The president previously committed the US to cut its carbon emissions in half by the year 2030, and is scheduled to deliver a major address to attendees at the Glasgow conference even as it remains unclear whether the Clean Electricity Performance Program – the putative centrepiece of climate measures in his Build Back Better economic plan – or any parts of it will be included in the package members of Congress hope to vote on this week.

Mr Sullivan, who briefed reporters on Tuesday on Mr Biden’s plans for visits to the G20 summit in Rome as well as the UN conference, said the president “intends to make good” on his commitments, which also include a doubling of US international finance commitments to help other countries reach goals laid out in the Paris Climate Accords.

Asked whether the failure by Mr Biden and Democrats in Congress to pass a climate plan before his departure will hurt US credibility on the issue when he meets with allies in Rome and Glasgow, Mr Sullivan said world leaders are “excited” by “the effort that President Biden has undertaken to design and now negotiate an ambitious, effective practical set of investments in climate and clean energy and infrastructure and economic growth in the United States,” rather than the internal political efforts required to implement those investments.
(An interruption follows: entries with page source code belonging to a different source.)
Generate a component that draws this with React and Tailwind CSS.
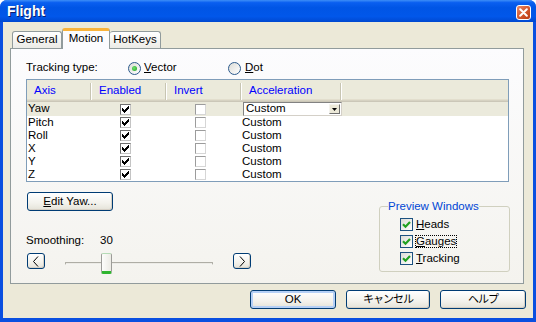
import React from "react";

const font = "font-['Liberation_Sans','Noto_Sans_CJK_JP',sans-serif]";
const axes = ["Yaw", "Pitch", "Roll", "X", "Y", "Z"];
const previews = [
  { key: "H", rest: "eads" },
  { key: "G", rest: "auges", focus: true },
  { key: "T", rest: "racking" },
];

function ListCheck({ checked }) {
  return (
    <span
      className={`flex h-[11px] w-[11px] items-center justify-center border bg-white ${
        checked
          ? "border-[#6e6e6e] border-r-[#c4c4c4] border-b-[#c4c4c4]"
          : "border-[#9c9c9c] border-r-[#d6d6d6] border-b-[#d6d6d6]"
      }`}
    >
      {checked && (
        <svg width="7" height="7" viewBox="0 0 7 7" shapeRendering="crispEdges">
          <polygon points="0,2 2,4 6,0 7,0 7,3 2,7 0,5" fill="#000" />
        </svg>
      )}
    </span>
  );
}

function XpCheck() {
  return (
    <span className="flex h-[13px] w-[13px] items-center justify-center border border-[#1c5180] bg-[linear-gradient(135deg,#dcdcd7,#ffffff)]">
      <svg width="9" height="9" viewBox="0 0 9 9">
        <path d="M1 4.2 L3.5 6.7 L8 2" fill="none" stroke="#21a121" strokeWidth="2.2" />
      </svg>
    </span>
  );
}

function Radio({ checked }) {
  return (
    <span className="flex h-[13px] w-[13px] items-center justify-center rounded-full border border-[#2c5a8c] bg-[linear-gradient(135deg,#dcdcd7,#ffffff)]">
      {checked && (
        <span className="h-[5px] w-[5px] rounded-full bg-[radial-gradient(circle_at_40%_40%,#6fe06f,#21a121)]" />
      )}
    </span>
  );
}

function XpButton({ children, className = "", isDefault = false }) {
  return (
    <button
      className={`flex items-center justify-center rounded-[3px] border border-[#003c74] bg-[linear-gradient(to_bottom,#ffffff,#f3f2ec_60%,#e4e2d8)] text-black ${
        isDefault ? "shadow-[inset_0_0_0_2px_#b5d0f6]" : "shadow-[inset_-1px_-1px_0_#d6d0c5]"
      } ${className}`}
    >
      {children}
    </button>
  );
}

function Chevron({ dir }) {
  return (
    <svg width="8" height="11" viewBox="0 0 8 11">
      <polyline
        points={dir === "left" ? "6,0.5 1.5,5.5 6,10.5" : "2,0.5 6.5,5.5 2,10.5"}
        fill="none"
        stroke="#000"
        strokeWidth="1"
      />
    </svg>
  );
}

function Slider({ value }) {
  return (
    <div className="relative flex h-[21px] w-[188px] items-center px-[20px]">
      <div className="h-[3px] w-full rounded-[1px] border border-[#aeada5] border-b-[#f5f5f2] bg-[#ecebe6]" />
      <div
        className="absolute top-0 h-[21px] w-[11px] rounded-[2px] border border-[#9c9c98] border-t-[#b5dbb5] border-b-[3px] border-b-[#2fb52f] bg-[linear-gradient(to_right,#fdfdfb,#ecebe5)]"
        style={{ left: 20 + value * 1.2 }}
      />
    </div>
  );
}

export default function App() {
  return (
    <div className={`h-[322px] w-[536px] bg-white ${font}`}>
      <div className="flex h-[322px] w-[536px] flex-col overflow-hidden rounded-t-[7px] bg-[#0a4fe0]">
        {/* Title bar */}
        <div className="flex h-[22px] items-center justify-between bg-[linear-gradient(to_bottom,#3d8ef7_0%,#0a5ff0_12%,#0055e5_35%,#0157ea_75%,#0048d0_100%)] pl-[7px] pr-[5px]">
          <span className="text-[14px] font-bold leading-none text-white [text-shadow:1px_1px_0_#0a1e6e]">
            Flight
          </span>
          <span className="mt-[2px] flex h-[15px] w-[15px] items-center justify-center rounded-[3px] border border-white bg-[linear-gradient(135deg,#eb8a68,#d2552c_55%,#b83a12)]">
            <svg width="9" height="9" viewBox="0 0 9 9">
              <path d="M1.2 1.2 L7.8 7.8 M7.8 1.2 L1.2 7.8" stroke="#fff" strokeWidth="2" strokeLinecap="round" />
            </svg>
          </span>
        </div>

        {/* Body */}
        <div className="mx-[3px] mb-[4px] flex flex-1 flex-col bg-[#ece9d8] pl-[7px] pt-[6px] text-[11.5px] text-black">
          {/* Tabs */}
          <div className="ml-[2px] flex h-[20px] items-end">
            <div className="flex h-[17px] w-[50px] items-center justify-center rounded-t-[3px] border border-b-0 border-[#919b9c] bg-[linear-gradient(to_bottom,#ffffff,#ecebe6)] leading-none">
              General
            </div>
            <div className="relative z-10 -mb-[1px] flex h-[21px] w-[48px] items-center justify-center rounded-t-[3px] border-x border-t-[3px] border-[#919b9c] border-t-[#f9b33b] bg-[#fcfcfe] pb-[2px] leading-none">
              Motion
            </div>
            <div className="flex h-[17px] w-[51px] items-center justify-center rounded-t-[3px] border border-b-0 border-l-0 border-[#919b9c] bg-[linear-gradient(to_bottom,#ffffff,#ecebe6)] leading-none">
              HotKeys
            </div>
          </div>

          {/* Panel */}
          <div className="flex h-[236px] w-[514px] flex-col border border-[#919b9c] bg-[linear-gradient(to_bottom,#fcfcfe,#f4f3ee)] pl-[15px] pr-[14px] pt-[12px]">
            <div className="flex h-[14px] items-center leading-none">
              <span className="w-[102px]">Tracking type:</span>
              <span className="flex w-[100px] items-center gap-[3px]">
                <Radio checked />
                <span>
                  <span className="underline">V</span>ector
                </span>
              </span>
              <span className="flex items-center gap-[4px]">
                <Radio />
                <span>
                  <span className="underline">D</span>ot
                </span>
              </span>
            </div>

            {/* List view */}
            <div className="mt-[4px] flex w-[483px] flex-col border border-[#7f9db9] bg-white">
              <div className="grid h-[22px] grid-cols-[65px_75px_75px_100px_1fr] bg-[#ebeadb] text-[#0000ff] shadow-[inset_0_-1px_0_#cbc7b8,inset_0_-2px_0_#d6d2c2,inset_0_-3px_0_#e2decd]">
                {["Axis", "Enabled", "Invert", "Acceleration"].map((h) => (
                  <div key={h} className="flex items-center justify-between pb-[1px] pl-[7px]">
                    <span className="leading-none">{h}</span>
                    <span className="mt-[1px] h-[17px] w-[2px] border-l border-r border-l-[#c7c5b2] border-r-white" />
                  </div>
                ))}
                <div />
              </div>
              {axes.map((a, i) => (
                <div
                  key={a}
                  className={`grid grid-cols-[65px_75px_75px_100px_1fr] items-center leading-none ${
                    i === 0 ? "h-[14px] bg-[#ebeadc]" : "h-[13px]"
                  }`}
                >
                  <span className="pl-[1px]">{a}</span>
                  <span className="flex justify-center pr-[8px]">
                    <ListCheck checked />
                  </span>
                  <span className="flex justify-center pr-[8px]">
                    <ListCheck />
                  </span>
                  {i === 0 ? (
                    <span className="ml-[1px] flex h-[14px] items-center justify-between border border-[#828282] border-r-[#d4d0c8] border-b-[#d4d0c8] bg-white pl-[2px] pr-[1px]">
                      <span>Custom</span>
                      <span className="flex h-[10px] w-[11px] items-center justify-center border border-[#f4f3ee] border-r-[#6e6e6e] border-b-[#6e6e6e] bg-[#ece9d8]">
                        <svg width="5" height="3" viewBox="0 0 5 3">
                          <polygon points="0,0 5,0 2.5,3" fill="#000" />
                        </svg>
                      </span>
                    </span>
                  ) : (
                    <span>Custom</span>
                  )}
                  <span />
                </div>
              ))}
            </div>

            {/* Lower area */}
            <div className="mt-[10px] flex justify-between">
              <div className="flex flex-col">
                <XpButton className="ml-[1px] h-[19px] w-[86px] leading-none">
                  <span>
                    <span className="underline">E</span>dit Yaw...
                  </span>
                </XpButton>
                <div className="mt-[23px] flex h-[14px] items-center leading-none">
                  <span className="w-[74px]">Smoothing:</span>
                  <span>30</span>
                </div>
                <div className="mt-[5px] flex items-start">
                  <XpButton className="ml-[1px] h-[16px] w-[18px]">
                    <Chevron dir="left" />
                  </XpButton>
                  <Slider value={30} />
                  <XpButton className="h-[16px] w-[18px]">
                    <Chevron dir="right" />
                  </XpButton>
                </div>
              </div>

              <fieldset className="mt-[7px] -mr-[1px] h-[73px] w-[131px] rounded-[3px] border border-[#d0d0bf] pl-[8px]">
                <legend className="px-0 leading-[14px] text-[#0046d5]">Preview Windows</legend>
                <div className="ml-[12px] mt-[3px] flex flex-col">
                  {previews.map((p) => (
                    <div key={p.key} className="flex h-[17px] items-center gap-[3px] leading-none">
                      <XpCheck />
                      <span className={p.focus ? "-ml-[1px] border border-dotted border-black" : ""}>
                        <span className="underline">{p.key}</span>
                        {p.rest}
                      </span>
                    </div>
                  ))}
                </div>
              </fieldset>
            </div>
          </div>

          {/* Dialog buttons */}
          <div className="mt-[6px] flex w-[516px] justify-end gap-[10px] leading-none">
            <XpButton isDefault className="h-[19px] w-[86px]">
              OK
            </XpButton>
            <XpButton className="h-[19px] w-[84px] text-[11px] tracking-[-1px]">キャンセル</XpButton>
            <XpButton className="h-[19px] w-[86px] text-[11px] tracking-[-1px]">ヘルプ</XpButton>
          </div>
        </div>
      </div>
    </div>
  );
}
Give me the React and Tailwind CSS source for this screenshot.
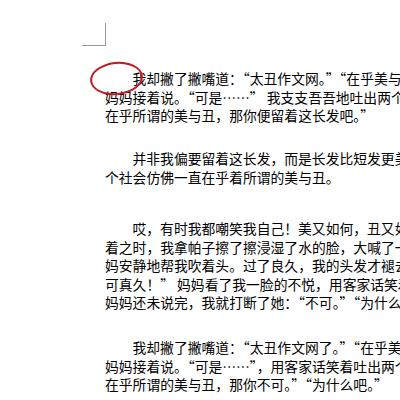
import React from 'react';

// Scanned document page: paragraphs run off the right edge of the crop
const paragraphs = [
  {
    gap: 'mt-0',
    lines: [
      '我却撇了撇嘴道：“太丑作文网。”“在乎美与丑有什么用',
      '妈妈接着说。“可是……” 我支支吾吾地吐出两个字',
      '在乎所谓的美与丑，那你便留着这长发吧。”',
    ],
  },
  {
    gap: 'mt-[24.5px]',
    lines: ['并非我偏要留着这长发，而是长发比短发更美', '个社会仿佛一直在乎着所谓的美与丑。'],
  },
  {
    gap: 'mt-[33px]',
    lines: [
      '哎，有时我都嘲笑我自己！美又如何，丑又如何',
      '着之时，我拿帕子擦了擦浸湿了水的脸，大喊了一声',
      '妈安静地帮我吹着头。过了良久，我的头发才褪去',
      '可真久！” 妈妈看了我一脸的不悦，用客家话笑着说',
      '妈妈还未说完，我就打断了她：“不可。”“为什么',
    ],
  },
  {
    gap: 'mt-[26.5px]',
    lines: [
      '我却撇了撇嘴道：“太丑作文网了。”“在乎美与丑',
      '妈妈接着说。“可是……”，用客家话笑着吐出两个字',
      '在乎所谓的美与丑，那你不可。”“为什么吧。”',
    ],
  },
];

export default function App() {
  return (
    <div className="relative w-[400px] h-[400px] overflow-hidden bg-white text-black font-['Noto_Sans_CJK_SC',sans-serif]">
      {/* page corner mark */}
      <div className="ml-[82px] mt-[23px] w-[24px] h-[23px] border-r border-b border-[#9a9a9a]" />

      <div className="mt-[23px] pl-[105px] text-[13.8px] leading-[18.5px]">
        {paragraphs.map((p, i) => (
          <div key={i} className={p.gap}>
            {p.lines.map((line, j) => (
              <div key={j} className={`whitespace-nowrap ${j === 0 ? 'pl-[27.5px]' : ''}`}>
                {line}
              </div>
            ))}
          </div>
        ))}
      </div>

      {/* red hand-drawn circle */}
      <div className="absolute left-[90px] top-[62px] w-[53px] h-[33px] rounded-[50%] border-2 border-[#c01a24] -rotate-6" />
    </div>
  );
}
“They want to see the United States making these investments,” Mr Sullivan continued, adding the caveat that allies “also recognize that the United States has a set of democratic institutions has a Congress that this is a process that it needs to be worked through”.

“I believe that whether there is a deal this week or whether the negotiations continue, there will be a lot of energy and enthusiasm for the effort the President is undertaking right now to make bold, far-reaching investments that will deliver on his commitments, both with respect to climate and with respect to economic growth,” he said.

Pressed further on whether Mr Biden’s own credibility with world leaders could be damaged by the lack of a deal in-hand before he arrives in Glasgow, Mr Sullivan said Mr Biden would be meeting with “a sophisticated set of world leaders who understand politics in their own country and understand American democracy and recognize that working through a complex, far reaching negotiation on some of the largest investments in modern memory”.

“I don’t think that world leaders will look at this as a binary issue [of] Is it done [or] is it not done. They’ll say: “is President Biden on track to deliver on what he said?” Mr Sullivan said. “We believe one way or the other, he will be on track to do that”.